Impact and Practical Implications
The decision strengthens several themes in Illinois negligent‑security jurisprudence and will shape future litigation strategies:
- Reaffirmation of the “same-risk” standard: Plaintiffs must marshal premises-specific evidence of prior incidents that closely resemble the harm—both in type (e.g., targeted shootings vs. property crimes or generalized disturbances) and location (on‑premises, not merely in the vicinity). Vague references to “crime” or off‑site incidents will not suffice.
- Summary judgment viability for defendants: Courts may resolve legal cause at summary judgment where the record lacks prior similar on‑premises incidents or property-based risk enhancers. This decision supplies a roadmap and citations to do so.
- Security measures are not admissions of foreseeability of extreme acts: That Wendy’s employed armed guards during dining hours, and employees desired overnight guards, did not make an unprovoked targeted shooting foreseeable. Businesses should not fear that tailored security measures will be treated as concessions of foreseeability for all violent crimes.
- Premises conditions and business type remain critical: Liability is more likely where conditions or operations increase risks (e.g., poor lighting; known access points; environments conducive to escalation, such as alcohol service with observed tensions). In fast-service contexts, absent those factors, extreme targeted attacks remain legally unforeseeable.
- Plaintiff strategy: To survive summary judgment, plaintiffs should develop:
- Documented history of similar violent incidents on the premises;
- Evidence that property conditions or operations facilitated the attack;
- Specific pre-incident warnings or knowledge (e.g., threats, escalating confrontations, known assailants or violent patrons);
- Data showing a pattern of on‑premises shootings or armed assaults at that location or materially indistinguishable locations under the same control.
- Defense strategy: Emphasize the absence of prior similar on‑premises incidents, the adequacy of premises conditions, the targeted/aberrational nature of the event, and lack of on‑site escalation.

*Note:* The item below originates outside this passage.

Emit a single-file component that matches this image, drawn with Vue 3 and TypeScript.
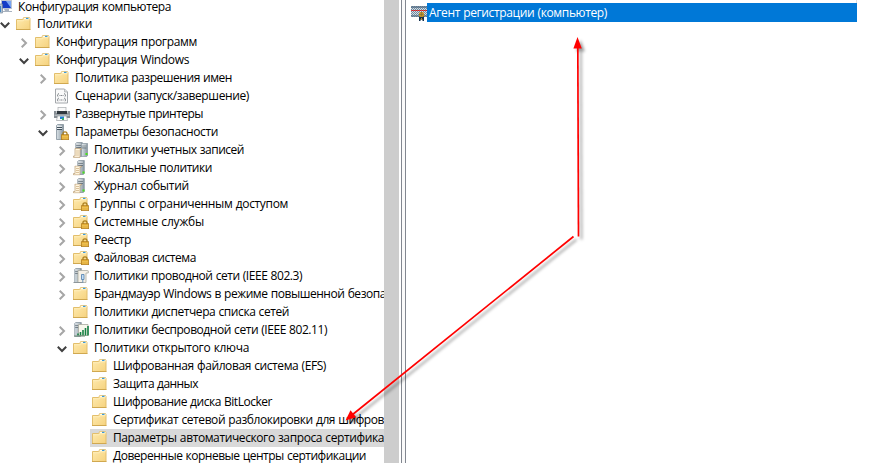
<script setup lang="ts">
type Icon = 'computer' | 'folder' | 'script' | 'printer' | 'security' | 'accounts' | 'server' | 'locked' | 'wired' | 'wireless'
interface Row {
  level: number
  icon: Icon
  text: string
  end: number
  state?: 'open' | 'closed'
  selected?: boolean
}

const rows: Row[] = [
  { level: 0, icon: 'computer', text: 'Конфигурация компьютера', end: 171 },
  { level: 1, icon: 'folder', text: 'Политики', end: 92, state: 'open' },
  { level: 2, icon: 'folder', text: 'Конфигурация программ', end: 197, state: 'closed' },
  { level: 2, icon: 'folder', text: 'Конфигурация Windows', end: 189, state: 'open' },
  { level: 3, icon: 'folder', text: 'Политика разрешения имен', end: 232, state: 'closed' },
  { level: 3, icon: 'script', text: 'Сценарии (запуск/завершение)', end: 249 },
  { level: 3, icon: 'printer', text: 'Развернутые принтеры', end: 203, state: 'closed' },
  { level: 3, icon: 'security', text: 'Параметры безопасности', end: 218, state: 'open' },
  { level: 4, icon: 'accounts', text: 'Политики учетных записей', end: 244, state: 'closed' },
  { level: 4, icon: 'server', text: 'Локальные политики', end: 212, state: 'closed' },
  { level: 4, icon: 'server', text: 'Журнал событий', end: 189, state: 'closed' },
  { level: 4, icon: 'locked', text: 'Группы с ограниченным доступом', end: 288, state: 'closed' },
  { level: 4, icon: 'locked', text: 'Системные службы', end: 204, state: 'closed' },
  { level: 4, icon: 'locked', text: 'Реестр', end: 131, state: 'closed' },
  { level: 4, icon: 'locked', text: 'Файловая система', end: 196, state: 'closed' },
  { level: 4, icon: 'wired', text: 'Политики проводной сети (IEEE 802.3)', end: 302, state: 'closed' },
  { level: 4, icon: 'folder', text: 'Брандмауэр Windows в режиме повышенной безопа', end: 386, state: 'closed' },
  { level: 4, icon: 'folder', text: 'Политики диспетчера списка сетей', end: 289 },
  { level: 4, icon: 'wireless', text: 'Политики беспроводной сети (IEEE 802.11)', end: 327, state: 'closed' },
  { level: 4, icon: 'folder', text: 'Политики открытого ключа', end: 249, state: 'open' },
  { level: 5, icon: 'folder', text: 'Шифрованная файловая система (EFS)', end: 326 },
  { level: 5, icon: 'folder', text: 'Защита данных', end: 198 },
  { level: 5, icon: 'folder', text: 'Шифрование диска BitLocker', end: 272 },
  { level: 5, icon: 'folder', text: 'Сертификат сетевой разблокировки для шифров', end: 384 },
  { level: 5, icon: 'folder', text: 'Параметры автоматического запроса сертифика', end: 384, selected: true },
  { level: 5, icon: 'folder', text: 'Доверенные корневые центры сертификации', end: 366 },
]

const ctx = document.createElement('canvas').getContext('2d')!
ctx.font = '12px "Open Sans"'

// Spreads the label over its column; each word gap is already widened by half a pixel.
function spacing(text: string, width: number): string {
  const gaps = (text.split(' ').length - 1) * 0.5
  return `${((width - gaps - ctx.measureText(text).width) / text.length).toFixed(3)}px`
}
</script>

<template>
  <div class="window">
    <svg class="defs" aria-hidden="true">
      <defs>
        <linearGradient id="paper" x1="0" y1="0" x2="1" y2="1">
          <stop offset="0" stop-color="#ffebb0" />
          <stop offset="1" stop-color="#f5d27e" />
        </linearGradient>
        <linearGradient id="steel" x1="0" y1="0" x2="1" y2="0">
          <stop offset="0" stop-color="#dbe3e8" />
          <stop offset="1" stop-color="#87959f" />
        </linearGradient>
        <pattern id="dither" width="2" height="2" patternUnits="userSpaceOnUse">
          <rect width="1" height="1" fill="#2f6ea6" />
          <rect x="1" y="1" width="1" height="1" fill="#2f6ea6" />
        </pattern>
        <symbol id="lock" viewBox="0 0 8 9">
          <path d="M2 4V2.3Q2 .8 4 .8T6 2.3V4" fill="none" stroke="#a87d1c" stroke-width="1.3" />
          <rect x=".3" y="3.7" width="7.4" height="5" fill="#dfa62b" stroke="#a9761b" stroke-width=".6" />
          <path d="M1 5.3h6M1 7h6" stroke="#f7d475" stroke-width=".7" />
        </symbol>
        <symbol id="folder" viewBox="0 0 16 16">
          <path d="M.5 13.5V3.5h6.2l1-2h5.8l.5 1v11z" fill="url(#paper)" stroke="#e3bf6c" />
          <path d="M7.8 2.5h5.7" stroke="#fffbe9" stroke-width="1.4" />
          <path d="M10 2.4h2.5" stroke="#3c9bdc" stroke-width="1.2" />
          <path d="M1 4.8h6.3l1-1H13.5" fill="none" stroke="#fff0c0" stroke-width=".8" />
          <path d="M0 13.5h14.5" stroke="#d0a850" />
        </symbol>
        <symbol id="locked" viewBox="0 0 16 16">
          <use href="#folder" width="16" height="16" />
          <use href="#lock" x="8" y="6" width="8" height="9" />
        </symbol>
        <symbol id="tower" viewBox="0 0 8 16">
          <path d="M.5 1.5l1-1h6v14l-1 1h-6z" fill="url(#steel)" stroke="#84929c" stroke-width=".8" />
          <path d="M1 3.5h5M1 5.5h5" stroke="#33434e" stroke-width=".9" />
          <path d="M1 2.3h5M1 4.5h5" stroke="#fff" stroke-width=".7" />
        </symbol>
        <symbol id="scroll" viewBox="0 0 9 10">
          <path d="M2 .5h6.5v1H7v7.9H.5V8H2z" fill="#fff5df" stroke="#b79b72" stroke-width=".7" />
          <path d="M3 3h3M3 5h3M3 7h3" stroke="#caac80" stroke-width=".7" />
        </symbol>
        <symbol id="security" viewBox="0 0 16 16">
          <use href="#tower" x="2" width="8" height="16" />
          <use href="#lock" x="7" y="7" width="8" height="9" />
        </symbol>
        <symbol id="accounts" viewBox="0 0 16 16">
          <use href="#tower" x="2" width="8" height="15" />
          <use href="#tower" x="8" y="1" width="7" height="14" />
          <rect x="12.5" y="11" width="2" height="2" fill="#47e619" />
          <use href="#scroll" y="6" width="9" height="10" />
        </symbol>
        <symbol id="server" viewBox="0 0 16 16">
          <use href="#tower" x="4" width="8" height="15" />
          <rect x="9.5" y="11.5" width="2" height="2" fill="#47e619" />
          <use href="#scroll" y="5.5" width="9" height="10" />
        </symbol>
        <symbol id="computer" viewBox="0 0 16 16">
          <rect x="4.5" y="2.5" width="10" height="8" fill="#143dc7" stroke="#bcc5d2" />
          <path d="M9 3h5v7z" fill="#79a6f3" />
          <path d="M7 11h5v2h3v1H6v-1h2z" fill="#a9b3c0" />
          <rect x="2" y="6" width="3.5" height="9" fill="#bbc8d6" stroke="#67798d" stroke-width=".6" />
          <path d="M3.6 8v6" stroke="#377fc1" />
        </symbol>
        <symbol id="script" viewBox="0 0 16 16">
          <path d="M1.5 1h9l3 3v11h-12z" fill="#fafafa" stroke="#a4a8ac" />
          <path d="M10.5 1v3h3" fill="#ddd" stroke="#a8acaf" stroke-width=".7" />
          <path d="M5 5.5q-1 0-1 1t-1 1q1 .2 1 1M10 5.5q1 0 1 1t1 1q-1 .2-1 1M5 10q-1 0-1 1t-1 1q1 .2 1 1.3M10 10q1 0 1 1t1 1q-1 .2-1 1.3" fill="none" stroke="#7b8085" stroke-width=".9" />
          <path d="M5.5 7.5h4M5.5 12h4" stroke="#777c82" stroke-dasharray="1 .6" />
        </symbol>
        <symbol id="printer" viewBox="0 0 16 16">
          <rect x="4" y="1.5" width="8" height="6" fill="#f9f9f9" stroke="#a9adb0" stroke-width=".7" />
          <path d="M0 5h2.5v2h11V5H16v7H0z" fill="#868d93" />
          <path d="M3 5h10v3H3z" fill="#30383f" />
          <path d="M.5 9.2h15" stroke="#c5cbd0" />
          <path d="M3.5 10h9l1 4.5h-11z" fill="#fbfbfb" stroke="#9ca1a5" stroke-width=".7" />
          <path d="M6 10.5h4v2.5H6z" fill="#237ed5" />
          <path d="M8 12h2v2H8z" fill="#35af64" />
        </symbol>
        <symbol id="wired" viewBox="0 0 16 16">
          <use href="#tower" x="1" width="8" height="15" />
          <path d="M5 2.5h9q2-.5 1.3 2.5H13v9.5H5z" fill="#f4f0e6" stroke="#aaa99f" stroke-width=".8" />
          <path d="M8.5 6.5h2.5v5H8.5zM9.8 11.5V15" fill="#c5def5" stroke="#5a88b3" stroke-width=".9" />
          <path d="M.5 14.5h9" stroke="#8d9599" />
        </symbol>
        <symbol id="wireless" viewBox="0 0 16 16">
          <use href="#tower" x="1" width="8" height="15" />
          <path d="M5.5 2.5h9.5v11H5.5z" fill="#f7f7ec" stroke="#aaa99f" stroke-width=".8" />
          <path d="M5 13.5v-2M7.5 13.5v-3.5M10 13.5V8M12.5 13.5V6M15 13.5V4" stroke="#168145" stroke-width="1.6" />
          <path d="M1 14h11" stroke="#6f8a76" />
        </symbol>
      </defs>
    </svg>

    <nav class="tree">
      <div v-for="row in rows" :key="row.text" class="row" :class="`level-${row.level}`">
        <span class="toggle">
          <svg v-if="row.state" class="chevron" :class="row.state" viewBox="0 0 10 10">
            <path v-if="row.state === 'open'" d="M.8 2.8L5 7l4.2-4.2" />
            <path v-else d="M2.7.8L7 5 2.7 9.2" />
          </svg>
        </span>
        <span class="item" :class="{ selected: row.selected }">
          <svg class="icon" viewBox="0 0 16 16"><use :href="`#${row.icon}`" /></svg>
          <span class="label" :style="{ letterSpacing: spacing(row.text, row.end - 18 - row.level * 19) }">{{ row.text }}</span>
        </span>
      </div>
    </nav>
    <div class="scrollbar"></div>
    <div class="splitter"></div>
    <main class="details">
      <div class="column-edge"></div>
      <div class="entry">
        <svg class="certificate" viewBox="0 0 16 16">
          <rect y="1" width="16" height="14" fill="none" />
          <rect y="1" width="16" height="11" fill="#e6ddd2" />
          <rect y="1" width="16" height="2" fill="#8e8c8c" />
          <rect y="10" width="16" height="2" fill="#9a9794" />
          <rect y="1" width="16" height="11" fill="url(#dither)" opacity=".75" />
          <path d="M0 5.5h16" stroke="#b3203a" />
          <path d="M0 5.5h16" stroke="#ee4a3c" stroke-dasharray="1 1" />
          <path d="M8 11v5h1.5v-1.5h2V16H13v-5z" fill="#12304f" />
          <rect x="8" y="7" width="5" height="5" rx="1.5" fill="#c0912a" />
          <path d="M8.5 9.5h4M10.5 7.5v4" stroke="#6d6a3c" stroke-dasharray="1 1" />
          <rect x="10" y="13" width="1" height="2" fill="#c0912a" />
        </svg>
        <div class="entry-name">
          <span :style="{ letterSpacing: spacing('Агент регистрации (компьютер)', 178) }">Агент регистрации (компьютер)</span>
        </div>
      </div>
    </main>

    <svg class="arrows" viewBox="0 0 888 463">
      <g class="arrow">
        <path class="shaft" d="M578.5 236.5L577.8 46" />
        <path class="head" d="M577.5 37l4.3 11.5h-8.4z" />
      </g>
      <g class="arrow">
        <path class="shaft" d="M573.5 236.5L352 415" />
        <path class="head" d="M345.5 420.5l5-10.2 5.8 7z" />
      </g>
    </svg>
  </div>
</template>

<style>
body { margin: 0; overflow: hidden; background: #fff; }
</style>

<style scoped>
.window {
  position: relative;
  display: flex;
  width: 888px;
  height: 463px;
  overflow: hidden;
  font: 12px/18px "Open Sans", "Noto Sans", sans-serif;
  word-spacing: .5px;
  color: #000;
}
.defs { position: absolute; width: 0; height: 0; }
.tree { flex: none; width: 384px; height: 466px; margin-top: -3px; overflow: hidden; }
.row { display: flex; height: 18px; white-space: nowrap; }
.level-0 { margin-left: -23px; }
.level-1 { margin-left: -4px; }
.level-2 { padding-left: 15px; }
.level-3 { padding-left: 34px; }
.level-4 { padding-left: 53px; }
.level-5 { padding-left: 72px; }
.toggle { display: flex; flex: none; align-items: center; justify-content: center; width: 18px; padding: 2px 1px 0 0; box-sizing: border-box; }
.chevron { width: 10px; height: 10px; fill: none; stroke: #a6a6a6; stroke-width: 2; }
.chevron.open { stroke: #404040; }
.item { display: flex; flex: 1 0 auto; align-items: center; padding-left: 2px; }
.selected { background: #d9d9d9; }
.icon { flex: none; width: 16px; height: 16px; margin-right: 5px; }
.label { display: block; height: 18px; }
.level-0 .label { line-height: 19px; }
.scrollbar { flex: none; width: 15px; background: #cdcdcd; }
.splitter { flex: none; width: 3px; margin: 0 0 0 2px; background: #fafafa; border-left: 1px solid #828790; border-right: 1px solid #828790; }
.details { flex: 1; }
.column-edge { width: 450px; height: 3px; border-right: 1px solid #dedede; }
.entry { display: flex; align-items: center; height: 19px; padding-left: 5px; }
.certificate { width: 16px; height: 16px; flex: none; }
.entry-name { width: 428px; height: 19px; padding-left: 2px; line-height: 19px; color: #fff; background: #0078d7; white-space: nowrap; }
.arrows { position: absolute; inset: 0; width: 888px; height: 463px; pointer-events: none; }
.arrow { filter: drop-shadow(3px 3px 1.5px rgba(0, 0, 0, .4)); }
.shaft { stroke: #f00; stroke-width: 1.7; }
.head { fill: #f00; }
</style>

Tie arguments to the tailored question from Galman and Abrams.
- Duty vs. legal cause: The panel consciously avoided deciding duty, signaling that future cases may turn on either element. But the opinion embraces the permissibility of resolving foreseeability under legal cause when the facts warrant.
Complex Concepts Simplified
- Negligence: Liability for failing to use reasonable care, requiring proof of duty, breach, injury, and proximate cause.

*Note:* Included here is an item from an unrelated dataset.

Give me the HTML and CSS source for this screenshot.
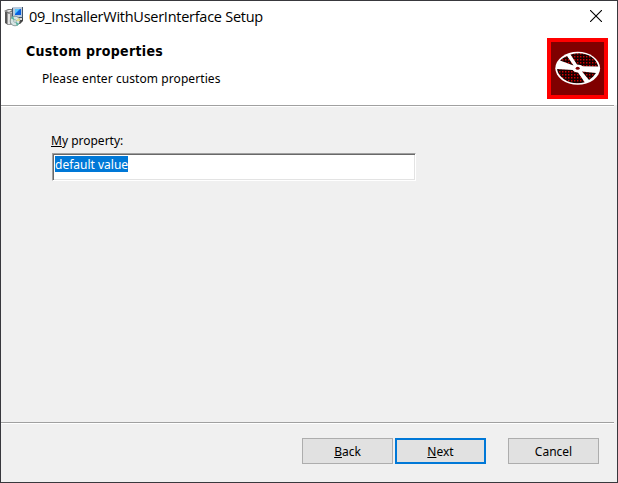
FILE: index.html
```html
<!DOCTYPE html>
<html lang="en">
<head>
<meta charset="utf-8">
<title>09_InstallerWithUserInterface Setup</title>
<link rel="stylesheet" href="styles.css">
</head>
<body>
<main class="window">
  <header class="titlebar">
    <svg class="app-icon" width="20" height="21" viewBox="0 0 20 21">
      <path d="M1 6l3-1v14l-3-2z" fill="#555"/>
      <path d="M3 7h6v12H3z" fill="#999"/>
      <path d="M4 8h2v10H4z" fill="#e5e5e5"/>
      <path d="M0 5l4-2h5l1 3-6 1z" fill="#777"/>
      <path d="M2 5l3-1h3L5 6z" fill="#eee"/>
      <path d="M8 2l2-1h9v11l-2 1H8z" fill="#46576a"/>
      <path d="M9 1h9v10H9z" fill="#b9c9dc"/>
      <path d="M11 3h6v6h-6z" fill="#075ee0"/>
      <path d="M11 3h5l-5 5z" fill="#55c5ff"/>
      <path d="M13 12h6v3l-3 3h-4z" fill="#444"/>
      <path d="M14 12h4v2h-4z" fill="#ddd"/>
      <ellipse cx="11" cy="15" rx="4.8" ry="4.8" fill="#d8e4e3" stroke="#788" stroke-width=".8"/>
      <path d="M11 15l-4-3 2-2zM11 15l4 3-2 2z" fill="#58b5a1"/>
      <path d="M11 15l4-3 1 3z" fill="#e5df8c"/>
      <circle cx="11" cy="15" r="1.3" fill="#fff" stroke="#688" stroke-width=".6"/>
    </svg>
    <h1 class="title">09_InstallerWithUserInterface Setup</h1>
    <svg class="close" width="12" height="12" viewBox="0 0 12 12"><path d="M0 0l12 12M12 0L0 12" stroke="#000" stroke-width="1.1"/></svg>
  </header>
  <section class="banner">
    <div class="heading">
      <h2 class="subtitle">Custom properties</h2>
      <p class="description">Please enter custom properties</p>
    </div>
    <svg class="disc" width="61" height="61" viewBox="0 0 61 61">
      <defs>
        <pattern id="dots" width="3" height="3" patternUnits="userSpaceOnUse"><path d="M0 0h3v3H0z" fill="#180000"/><path d="M0 0h1.4v1.4H0z" fill="#d00000"/></pattern>
      </defs>
      <path d="M0 0h61v61H0z" fill="#f00"/>
      <path d="M4 4h53v53H4z" fill="#800000"/>
      <ellipse cx="30.7" cy="30.3" rx="22.4" ry="16.5" fill="#fff"/>
      <g fill="url(#dots)">
        <path d="M23.5 16.5C36 12.5 49 18 51.3 28.5L36 28.3Q34 26.5 30 26.5z"/>
        <path d="M10 31L25.7 32Q27 34.3 31 34.5L37.7 44.2C25 48 11.5 41 10 31z"/>
        <path d="M13 22.5Q16 19.5 20 18L26.5 27.5z"/>
        <path d="M35 33.5L49 35Q46.5 39 42 42z"/>
      </g>
      <ellipse cx="30.7" cy="30.3" rx="2" ry="1.5" fill="#800000"/>
    </svg>
  </section>
  <div class="rule"></div>
  <section class="content">
    <label class="label" for="property"><u>M</u>y property:</label>
    <div class="field" id="property"><span class="selection">default value</span></div>
  </section>
  <div class="rule"></div>
  <footer class="actions">
    <button class="button"><span><u>B</u>ack</span></button>
    <button class="button primary"><span><u>N</u>ext</span></button>
    <button class="button cancel"><span>Cancel</span></button>
  </footer>
</main>
</body>
</html>
```
FILE: styles.css
```css
* { box-sizing: border-box; }
body { margin: 0; }
.window {
  width: 618px;
  height: 483px;
  border: 1px solid #38383d;
  background: #f0f0f0;
  color: #000;
  display: flex;
  flex-direction: column;
  font: 12px/16px "Noto Sans", sans-serif;
  overflow: hidden;
}
h1, h2, p { margin: 0; font-weight: normal; }
.titlebar {
  height: 32px;
  background: #fff;
  display: flex;
  align-items: flex-start;
  padding: 5px 15px 0 3px;
}
.app-icon { flex: none; }
.title {
  font: 14.5px/20px "Open Sans", sans-serif;
  letter-spacing: -0.26px;
  margin: 1px auto 0 5px;
  white-space: nowrap;
}
.close { margin-top: 4px; }
.banner {
  height: 72px;
  background: #fff;
  display: flex;
  justify-content: space-between;
  padding: 5px 9px 0 25px;
}
.heading { padding-top: 4px; }
.subtitle {
  font: bold 14px/18px "DejaVu Sans Condensed", "DejaVu Sans", sans-serif;
  font-stretch: condensed;
  letter-spacing: 0.3px;
}
.description { margin: 11px 0 0 16px; letter-spacing: 0.08px; }
.rule {
  flex: none;
  height: 2px;
  width: 613px;
  border-top: 1px solid #a0a0a0;
  border-bottom: 1px solid #fff;
}
.content { height: 315px; padding: 26px 0 0 50px; }
.label { display: block; margin-bottom: 4px; }
.field {
  width: 364px;
  height: 28px;
  margin-left: 1px;
  background: #fff;
  border: 1px solid;
  border-color: #a0a0a0 #fff #fff #a0a0a0;
  box-shadow: inset 1px 1px #696969, inset -1px -1px #e3e3e3;
  padding: 2px;
}
.selection {
  display: block;
  width: 73px;
  height: 16px;
  line-height: 18px;
  white-space: nowrap;
  background: #0078d7;
  color: #fff;
}
.actions { display: flex; padding: 14px 0 0 301px; }
.button {
  width: 91px;
  height: 26px;
  border: 1px solid #adadad;
  background: #e1e1e1;
  color: #000;
  font: inherit;
  padding: 2px 0 0;
  margin-right: 2px;
}
.primary { border: 2px solid #0078d7; }
.cancel { margin-left: 20px; }
```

- Cause in fact: The “actual cause.” Would the injury have occurred “but for” the defendant’s conduct, or was the conduct a substantial factor in bringing it about?
- Legal cause (foreseeability): A policy-based limit on liability. Even if a defendant’s conduct actually played a role, courts ask whether the harm was the type a reasonable person would anticipate as a likely result. With third-party crimes, courts look for evidence the particular kind of crime was a natural and probable outcome of the defendant’s conduct.
- “Same-risk” rule: Prior incidents make a later harm foreseeable only if they involve the same kind of risk—e.g., prior on‑premises armed assaults can make a later on‑premises armed assault foreseeable; general disturbances or off‑premises crimes usually do not.
- Intervening efficient cause: An independent act (here, the assailants’ crime) that contributes to the injury. If that act was not a natural and probable result of the defendant’s conduct, it breaks the chain of legal causation.
- Summary judgment: A procedural tool allowing courts to decide cases without trial when there is no genuine dispute of material fact and the movant is entitled to judgment as a matter of law.
- Diversity jurisdiction: A federal court’s authority to hear a case because the parties are citizens of different states and the amount in controversy exceeds $75,000; the court applies state substantive law.
Conclusion
Scott v. Wendy’s Properties, LLC clarifies and reinforces Illinois’s approach to foreseeability in negligent‑security cases, particularly those alleging failure to protect patrons from violent third‑party crime. The Seventh Circuit, assuming the potential for cause in fact, held that legal cause fails as a matter of law because the attack was not reasonably foreseeable: it was an “extreme, isolated, and unprovoked” shooting with no on‑premises antecedents of similar character and no property‑specific risk factors linking Wendy’s operations to the crime. The opinion underscores the “same‑risk” requirement, the importance of premises‑specific history, and the tailored nature of the foreseeability inquiry mandated by Galman and Abrams.
For future cases, the decision signals that generalized neighborhood crime, off‑premises incidents, and even a business’s use of some security measures will not, without more, convert aberrational, targeted violence into a foreseeable risk. Plaintiffs must develop detailed, on‑premises, similar‑incident histories or show how property conditions and business operations materially contributed to the specific crime. Defendants, conversely, can marshal this opinion—and the robust Illinois authorities it synthesizes—to seek summary judgment where the record lacks those critical links. In short, the case fortifies the policy boundary that prevents the imposition of open‑ended liability on businesses for extraordinary criminal acts unmoored from their premises, operations, or known histories.